My recent post about Choice points has me reconsidering the above standard advice.  The trigger point came when I was able to stay in a great little Inn in Princeton for 20,000 points per night instead of $400 per night.  I got 2 cents per point value from Choice points which I had purchased on sale for less than half a cent each.  I didn’t have a plan for those points when I bought them and yet, over time, they’ve consistently led to outsized value.

While I had that reserve of points, I used them opportunistically.  Each time I needed a hotel stay, I checked the Choice website for options.  Most of the time I didn’t like the available options, or the options I did like didn’t offer good value for my points.  But every now and then I struck gold and found that my points were super valuable.  Now I’m eager to replenish my stockpile. Next time there’s a good sale on Choice points, I’m in.

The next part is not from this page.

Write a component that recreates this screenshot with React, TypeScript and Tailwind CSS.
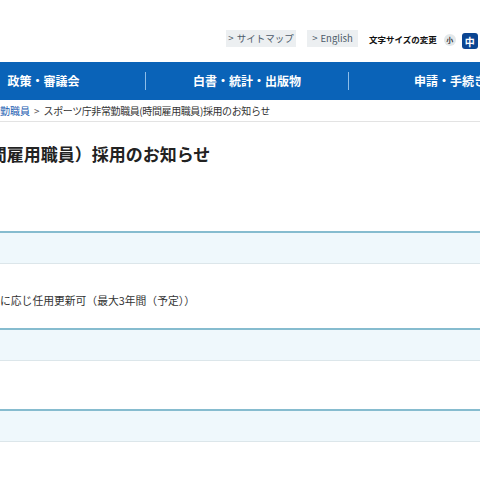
export default function App() {
  const font = "font-['Noto_Sans_CJK_JP','Noto_Sans',sans-serif]";
  return (
    <div className={`w-[480px] h-[480px] overflow-hidden bg-white text-[#333] ${font}`}>
      {/* utility bar */}
      <div className="h-[62px] flex items-start pt-[30px] pl-[226px] whitespace-nowrap">
        <a className="w-[70px] h-[17px] flex items-center justify-center gap-[3px] bg-[#eceff1] text-[9.5px] text-[#4d5b6a]">
          <span>&gt;</span>サイトマップ
        </a>
        <a className="ml-[11px] w-[51px] h-[17px] flex items-center justify-center gap-[3px] bg-[#eceff1] text-[9.5px] text-[#4d5b6a]">
          <span>&gt;</span>English
        </a>
        <span className="ml-[11px] h-[19px] flex items-center text-[8.5px] font-bold text-[#111]">
          文字サイズの変更
        </span>
        <span className="ml-[7px] mt-[4px] w-[12px] h-[12px] rounded-full bg-[#e3e8ea] flex items-center justify-center text-[7px] font-bold text-[#333]">
          小
        </span>
        <span className="ml-[6px] mt-[3px] w-[16px] h-[16px] rounded-[3px] bg-[#0b4592] flex items-center justify-center text-[10px] font-bold text-white">
          中
        </span>
      </div>

      {/* global nav */}
      <nav className="h-[38px] bg-[#0a63b8] flex items-center -ml-[58px] whitespace-nowrap">
        <div className="w-[203px] shrink-0 text-center text-[12px] font-bold text-white">政策・審議会</div>
        <div className="w-px h-[18px] bg-[#8dbde8] shrink-0" />
        <div className="w-[202px] shrink-0 text-center text-[12px] font-bold text-white">白書・統計・出版物</div>
        <div className="w-px h-[18px] bg-[#8dbde8] shrink-0" />
        <div className="w-[202px] shrink-0 text-center text-[12px] font-bold text-white">申請・手続き</div>
      </nav>

      {/* breadcrumb */}
      <div className="h-[22px] flex items-center border-b border-[#e3e3e3] text-[10px] whitespace-nowrap -ml-[20px]">
        <a className="text-[#1a5cb0]">非常勤職員</a>
        <span className="mx-[4px] text-[#555]">&gt;</span>
        <span className="text-[#333] tracking-[-0.4px]">スポーツ庁非常勤職員(時間雇用職員)採用のお知らせ</span>
      </div>

      {/* heading */}
      <div className="h-[109px] overflow-hidden">
        <h1 className="pt-[22px] -ml-[214px] text-[17px] leading-[20px] font-bold text-[#222] whitespace-nowrap">
          スポーツ庁非常勤職員（時間雇用職員）採用のお知らせ
        </h1>
      </div>

      {/* table rows */}
      <div className="border-t-2 border-[#86bccf]">
        <div className="h-[31px] bg-[#eff8fc] border-b border-[#dce6ea]" />
      </div>
      <div className="h-[64px] flex items-center text-[10.8px] text-[#333] whitespace-nowrap">
        <span className="pt-[8px]">に応じ任用更新可（最大3年間（予定））</span>
      </div>
      <div className="border-t-2 border-[#86bccf]">
        <div className="h-[31px] bg-[#eff8fc] border-b border-[#dce6ea]" />
      </div>
      <div className="h-[48px]" />
      <div className="border-t-2 border-[#86bccf]">
        <div className="h-[31px] bg-[#eff8fc] border-b border-[#dce6ea]" />
      </div>
    </div>
  );
}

Hilton is a different story.  I already have a large stockpile of Hilton points partly because I bought lots of points during a sale years ago.  That proved to be a mistake: I’ve rarely found uses for those points where I’d get much more value than I paid.  Don’t get me wrong, I know that there are good values to be had in Hilton’s program, but for whatever reason my travel needs haven’t led me to them.  So, with Hilton, I don’t think I would look to replenish my stockpile once it’s spent… unless things change.

Things are even worse for me with Radisson Rewards points.  Back in the day when the program was called Club Carlson, there were easy opportunities to rake in tons of points.  So I raked.  Later, Club Carlson devalued their program when they took away the credit card option to book 2 award nights for the price of one.  Since then, I’ve rarely used my remaining points.  These days, if I find a Radisson hotel I want to say in, I don’t worry about the point value — I just spend the points.  They don’t do me any good sitting around.  At the same time, I still buy Radisson points each year… sort of.  I have both the business and consumer Radisson Rewards cards, each of which gives me 40,000 points per year in exchange for the annual fee ($60 for the business card and $75 for the consumer card).  You can think of this as me buying 80,000 points each year for $135.  That’s a per-point price of only 0.16 cents.  Given that the points are usually worth closer to 0.4 cents each, I’m a buyer even though I don’t have any near term need for those points.

Where does that leave us?  Sometimes it’s good to proactively buy points without a plan and sometimes it’s not.  It’s good when you’re confident that you’ll get significantly more value from the points than what you paid, even if you’re not sure right now how you’ll do that.  It’s bad if there’s a good chance that the points will be used for less value or, worse, not get used at all.  It takes time and experience to get a sense of whether or not you’ll use points to good value.  It also helps to have deep knowledge about the point programs and about your own travel style.  With Hilton, for example, I’d argue that the best values are at the bottom and top end hotels.  If you’re likely to use your points at either extreme, then you might do very well buying points.  If you’re more likely to use points at mid-tier hotels, you might not get good value… unless you tend to book rooms during peak cash price times (New Years eve in New York, for example).

Back to standard advice… with a twist

I don’t think there’s a simple formula to help decide whether or not it makes sense to buy points.  The usual advice “don’t buy without a plan” is about as good as it gets.  However, I think it’s OK if the “plan” is a bit vague.

For example, when I see the opportunity to buy Choice points at a half cent each, or less, I’ll do it.  My “plan” is to continue to do what I’ve done before: opportunistically look for good value uses for my points.  When I find those uses (and history tells me that I will), I’ll spend the points.

Similarly, as I described above, I’ll continue to buy Radisson points for 0.16 cents each even though I rarely find great value in that program.  I’ll do it because, it doesn’t take a great redemption to make 0.16 cents a great deal.  My “plan” is simply to make sure that I use the points for significantly better than 0.16 cents each.  For example, I took a look at pricing for a random night at the Radisson Blu Chicago.  The cash price was $239 and the point price was 70,000.  Each point, then, is worth 0.34 cents towards a room.  That’s hardly an amazing redemption, but given that I bought points at 0.16 cents each, it’s a very good deal: half price.

Final answer: Before buying points make sure you have a plan to get significantly better value than you paid.  The best plans are concrete: your plan is to use the points for a specific award on specific dates where you know that the awards are available.  But vague plans are OK too if you know what you’re doing.